オルガニスト楽屋話

第58話 歌え、オルガン ---2002.7.25.

オルガン独奏のほかに、私が大切にしているのはオーケストラ、また ほかの楽器とのアンサンブルの機会です。 トランペット、ホルン、トロンボーン、金管アンサンブル、サックス、フルート、 ヴァイオリン、チェロ、打楽器そして声楽・・・、これまで様々な演奏家と 共演しました。 例えばテニスも、上手な相手とだとボールがスムースに行き来し、より楽しくなるものですが、 音楽も同じで、優れた音楽家の方々との演奏の機会に恵まれた私は、楽しい機会を 沢山与えていただきました。 また伴奏やオーケストラの一パートを 弾くことであっても、オルガンにはない響きが味わえます。

けれどもいつも痛感するのは、「オルガンはなんて表現力の乏しい 楽器なのだろう」ということです。アンサンブルでは、ほかの奏者と同じ呼吸で 歌い、音楽を創っていかなくてはなりませんが、そうした時に、実に小回りのきかな い、不器用な楽器だと思わされるのです。

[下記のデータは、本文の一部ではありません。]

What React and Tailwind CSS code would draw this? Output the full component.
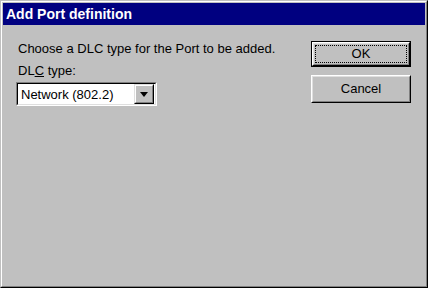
export default function App() {
  return (
    <div
      className="w-[428px] h-[288px] bg-[#c0c0c0] border border-t-[#c0c0c0] border-l-[#c0c0c0] border-r-black border-b-black"
      style={{ fontFamily: '"Liberation Sans", Arial, sans-serif' }}
    >
      <div className="h-full border border-t-white border-l-white border-r-[#808080] border-b-[#808080] p-px flex flex-col">
        <div className="h-[22px] bg-[#000080] text-white font-bold text-[14px] leading-[22px] pl-[3px]">
          Add Port definition
        </div>
        <div className="flex-1 flex justify-between pl-[15px] pr-[14px] pt-[16px]">
          <div className="flex flex-col text-[13px] text-black">
            <div className="leading-[15px]">Choose a DLC type for the Port to be added.</div>
            <div className="mt-[7px] leading-[15px]">
              DL<span className="underline">C</span> type:
            </div>
            <div className="mt-[4px] -ml-[2px] w-[141px] h-[24px] border border-t-[#808080] border-l-[#808080] border-r-white border-b-white">
              <div className="h-full border border-t-black border-l-black border-r-[#dfdfdf] border-b-[#dfdfdf] bg-white flex items-center justify-between">
                <span className="pl-[3px] leading-[15px]">Network (802.2)</span>
                <div className="w-[20px] h-[20px] mr-px bg-[#c0c0c0] border border-t-[#dfdfdf] border-l-[#dfdfdf] border-r-black border-b-black">
                  <div className="h-full border border-t-white border-l-white border-r-[#808080] border-b-[#808080] flex items-center justify-center">
                    <svg width="8" height="5" viewBox="0 0 8 5">
                      <path d="M0 0h8L4 5z" fill="black" />
                    </svg>
                  </div>
                </div>
              </div>
            </div>
          </div>
          <div className="flex flex-col gap-[8px] text-[13px] text-black">
            <div className="w-[100px] h-[26px] border border-black">
              <div className="h-full border border-t-white border-l-white border-r-black border-b-black">
                <div className="h-full border border-t-[#dfdfdf] border-l-[#dfdfdf] border-r-[#808080] border-b-[#808080] p-px">
                  <div className="h-full border border-dotted border-black flex items-center justify-center">
                    OK
                  </div>
                </div>
              </div>
            </div>
            <div className="w-[100px] h-[28px] border border-t-white border-l-white border-r-black border-b-black">
              <div className="h-full border border-t-[#dfdfdf] border-l-[#dfdfdf] border-r-[#808080] border-b-[#808080] flex items-center justify-center">
                Cancel
              </div>
            </div>
          </div>
        </div>
      </div>
    </div>
  );
}
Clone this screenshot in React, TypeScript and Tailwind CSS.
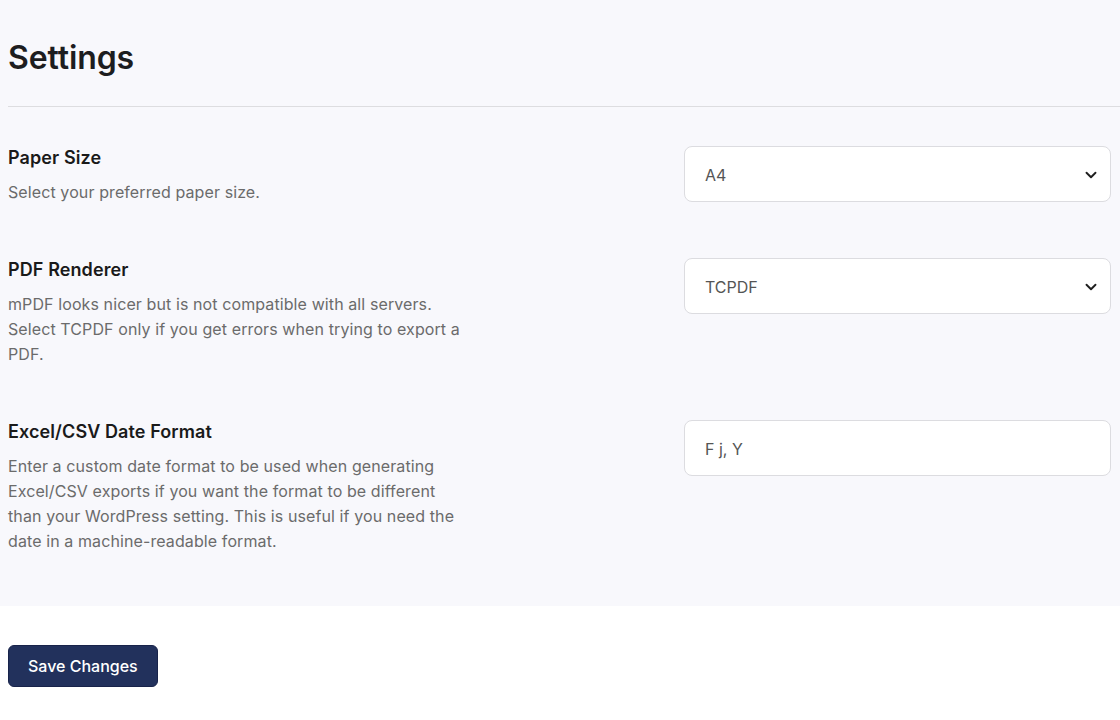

先日、フルーティストの佐久間由美子さんと、「笛たちの饗宴」という演奏会があり ました。オルガンは鍵盤楽器でありながら、笛の集まり・・という趣旨の 企画です。佐久間さんのお言葉では「一生のうちに、演奏できる 機会があるとは・・嬉しい」というマルタンの“教会ソナタ”はじめ、アラ ン、ハルトマンなどのフルートとオルガンのための作品をとりあげました。 彼女のフルートは美しく、色彩感に溢れています。1本の笛とは思えない表現力の大きさ! また気さくで、とても楽しい方です。 オルガン演奏は笛を歌わせることだといつも意識している私は、 今回のフルートとの共演で、とりわけ多くのことを学ばされました。

オルガンの笛の場合、音程は変えられない、鳴らした音は持続するものの音量の変化 はつけられない、フルートのように息の送り方で音色を変えることも出来ない・・と い う出来ないづくし。けれどもそれを何とか克服し、隣で演奏するフルートと 同じ息づかいで奏でられるようオルガンを操る。するとすると・・表情が 変わった!! 私の思うような音楽が生まれるのです。気持ちは楽器に伝わるものなのですね。

こうした機会を得ると、ますます「オルガンの表現」に 留まっていてはいけないと思わされます。不器用な楽器だからこそ、音楽的な息を たくさん吹き込んであげなくてはならないと。

オルガニストは、「オルガンの言葉」で語る(演奏する)ことに甘んじていることが あるような気がします。教会の楽器だからでしょうか、自己主張をあえて押さえた り、フーガなど数学的な音楽が多いせいでしょうか、機械のように無表情だったり。 でも音楽は生きているし、音楽には表情がある。すべての旋律を豊かに歌わせて こそ音楽なはずなのに。

音楽は、楽器を媒体に聴き手に伝えられます。タッチや、楽器を操作する (オルガンの場合、そのくらい大きい)テクニックは音楽があれば 自然に生まれてくるものです。 色々な言葉が語れるならば、さらに表現の幅を広げられるでしょう。 大学で勉強して学べることとも少し違う。素晴らしい音楽家との出会い、 演奏の機会ひとつひとつが、私に栄養を与えてくれています。 オルガンの世界だけに留まらず、こうした演奏活動を 通して色々なことを吸収しつつ成長していけたらと思うこの頃です。

楽しみにしている夏の休暇も目前になりました、今年はスペインへ出かけます。 どんな旅になるのでしょうか。 皆様もどうぞ良い夏をお過ごしください。